Eteraz’s articles seem to present a false narrative of a series of challenges to a stuffy, conservative clerical establishment, which “came round” when 9/11 presented the opportunity. He entirely ignores the doctrinal aspects of Ibn Taymiyya’s and Ibn Abdil-Wahhab’s stances, presenting the former as some sort of liberal and the latter as some sort of Protestant reformer. The history he presents of Ibn Taymiyya and the Tatars is the Wahhabi one, which is heavily disputed; other sources say that the Tatar ruler against whom Ibn Taymiyya preached rebellion, namely Mahmud Ghazan, was not a hypocrite or tyrant at all, but a sincere convert to Islam, who brought hundreds of thousands of people into the religion, established twelve big madrassas and other religious institutions and “had an unequaled, artistically invaluable mosque built in Tebriz”. This Turkish writer’s assertion is that Ibn Taymiyya in fact set two Muslim rulers against each other, inciting the Egyptian sultan to fight Mahmud Ghazan instead of co-operating in the service of Islam.

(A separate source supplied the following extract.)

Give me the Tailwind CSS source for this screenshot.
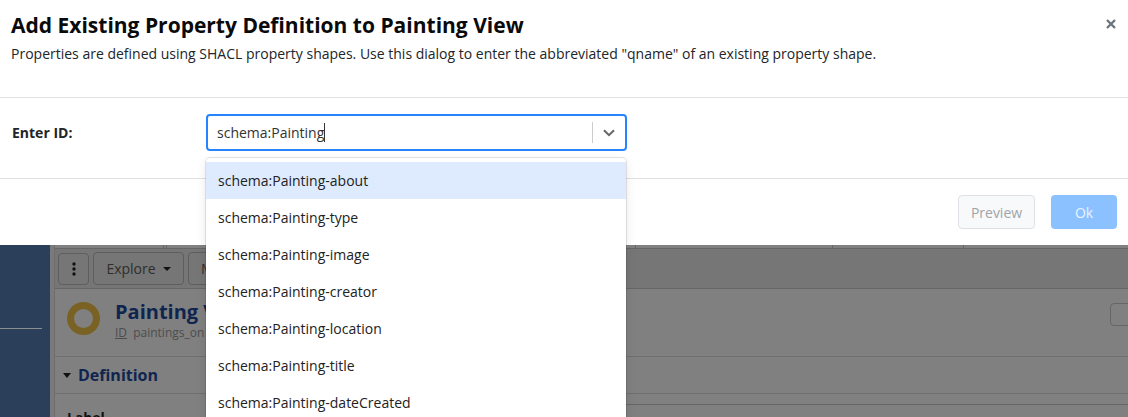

He also overplays the scale of the so-called counter-reformation spearheaded by the new traditionalists who are known of in the West. The movement of which Eteraz writes is a western-based grass-roots effort to reassert an authentic mainstream Islam and thereby unify a relatively small but disparate Muslim population in the English-speaking world. An important aspect of this is the reassertion of the Arabic language, hence the British youth of Pakistani and other Subcontinental origin flocking to hear lectures by Arabic-speaking shaikhs (albeit lectures in English) such as Muhammad al-Ya’qoobi and Abdullah al-Adhami. The roots of this movement can, therefore, be better found in the Muslim communities in the west, rather than in the perceived deficiencies of the scholars (who are absolutely not clerics or “de facto priests”) of post-colonial Egypt or Syria.